The fun starts even before the overture begins with the appearance of Captain Shaw (Clive Mantle) of the Metropolitan Fire Brigade letting us know what sort of an evening we’re going to be in for – The real Shaw attended the opening night in 1882, giving the Queen of the Fairies the chance to aim her name-checking directly at him as he sat in the middle of the stalls.
When the curtain rises we are in designer Paul Brown’s last set (Brown died in November 2017) and his proscenium-within-a-proscenium, cast somewhere between Maria Bjornson’s frame for Phantom, and Pugin’s interior of the Houses of Parliament, lends a more intimate backdrop to the events which unfold, in spite of The Coliseum being double the capacity of the show’s original home in The Savoy.
The touches of genius genuinely are too many to mention, but the highlights for me were the arrival of the peers…on what I can only describe as Stephenson’s Rocket, the various animals – sheep, a dog, a horse with a very long tongue, a flamingo… – interpolated into the action, and the sight of seeing a pantomime cow singing along with the peers.
In the title role Samantha Price has crystal clear diction, and the moment in act two where she reveals herself to her husband, who has thought her dead for twenty-five years, is quite, quite moving.
Her husband being the Lord Chancellor, ENO favourite Andrew Shore who gamely not only manages briefly to bare his buttocks, but has a running gag with his Page Boy, Richard Leeming, which culminates calamitously during ‘It’s love that make the world go round’, and also for the first time – certainly in my knowledge – manages to lead the ENO first night audience in a singing contest.
The young lovers, Strephon (Marcus Farnsworth) and Phyllis (Ellie Laugharne, channelling Queenie from Blackadder…) are not only well paired, but possess an unexpected aptitude for clog dancing.
The Queen of the Fairies, Yvonne Howard in full Jean-Paul Gaultier conical bra, is at times touching and subversive. Her constantly calling Strephon ‘Strap-on’ doesn’t, for some reason I cannot explain, wear thin. Perhaps it’s to do with the actual flying she does in this production (made possible thanks to eleventh-hour funding from Lord Glendonbrook).
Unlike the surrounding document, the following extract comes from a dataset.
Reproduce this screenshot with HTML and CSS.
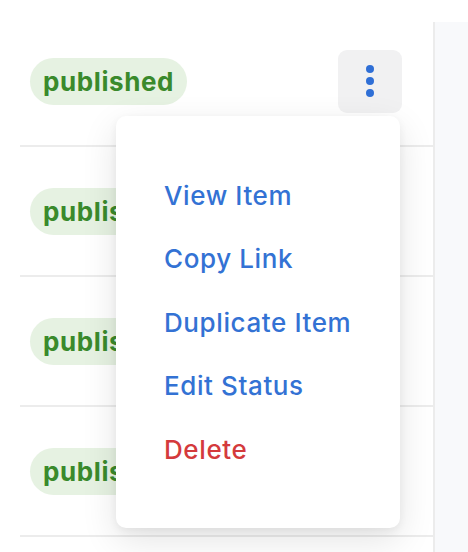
FILE: index.html
```html
<!DOCTYPE html>
<html lang="en">
<head>
<meta charset="utf-8">
<title>Items</title>
<link rel="stylesheet" href="styles.css">
</head>
<body>
<div class="layout">
  <main class="list">
    <div class="row">
      <span class="pill">published</span>
      <div class="actions">
        <button class="kebab" aria-label="More actions">
          <svg width="8" height="32" viewBox="0 0 8 32"><circle cx="4" cy="4" r="4"/><circle cx="4" cy="16" r="4"/><circle cx="4" cy="28" r="4"/></svg>
        </button>
        <ul class="menu">
          <li class="item">View Item</li>
          <li class="item">Copy Link</li>
          <li class="item">Duplicate Item</li>
          <li class="item">Edit Status</li>
          <li class="item danger">Delete</li>
        </ul>
      </div>
    </div>
    <div class="row"><span class="pill">published</span></div>
    <div class="row"><span class="pill">published</span></div>
    <div class="row"><span class="pill">published</span></div>
  </main>
  <aside class="panel"></aside>
</div>
</body>
</html>
```

FILE: styles.css
```css
* { box-sizing: border-box; }
html, body {
  margin: 0;
  padding: 0;
  background: #ffffff;
  font-family: Inter, "Noto Sans", "Liberation Sans", sans-serif;
  height: 100%;
  overflow: hidden;
}
.layout {
  display: flex;
  height: 552px;
}
.list {
  width: 433px;
  padding: 17px 0 0 20px;
  flex: none;
}
.row {
  height: 130px;
  border-bottom: 2px solid #ececec;
  display: flex;
  align-items: center;
  justify-content: space-between;
  padding: 0 31px 0 10px;
}
.pill {
  display: inline-flex;
  align-items: center;
  height: 47px;
  padding: 0 13px;
  border-radius: 24px;
  background: #e6f2e2;
  color: #3a8a2c;
  font-weight: 700;
  font-size: 26px;
  letter-spacing: 0.6px;
}
.actions {
  position: relative;
}
.kebab {
  width: 64px;
  height: 63px;
  border: none;
  border-radius: 9px;
  background: #f1f1f2;
  display: flex;
  align-items: center;
  justify-content: center;
  padding: 0;
}
.kebab svg { fill: #2f6fd6; display: block; }
.menu {
  position: absolute;
  top: calc(100% + 3px);
  right: 2px;
  width: 284px;
  margin: 0;
  padding: 48px 0 47px 48px;
  list-style: none;
  background: #ffffff;
  border-radius: 10px;
  box-shadow: 0 12px 36px rgba(0, 0, 0, 0.11), 0 3px 8px rgba(0, 0, 0, 0.06);
  z-index: 2;
}
.item {
  font-size: 26px;
  font-weight: 500;
  letter-spacing: 0.6px;
  line-height: 63.5px;
  height: 63.5px;
  color: #3372d4;
  white-space: nowrap;
}
.item.danger { color: #d43a3c; }
.panel {
  flex: 1;
  margin-top: 22px;
  background: #f8f9fb;
  border-left: 2px solid #ececec;
}
```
No production at The Coliseum would be complete without the magnificent ENO Chorus and here, possibly for the first time, they’re allowed to run riot. The fairies genuinely look as if they’re having a whale of a time, as do the lords, even the one who looks suspiciously like Boris Johnson.
Additional material (including the pronouncements of Captain Shaw) is credited to Toby Davies and McCrystal, and Gilbert would, I am sure, have loved it as a man of the theatre. In fact, I’m positive that both Gilbert and Sullivan would have been one hundred percent behind this production. It has the nuance and musicality to please the latter, and the playful theatricality to please the former.
At the opening of Act Two Private Willis (Barnaby Rea) points out just how absurd a two-party political system actually is. What’s frightening is that almost a hundred and forty years, and two world wars later, that’s almost exactly what we’ve still got.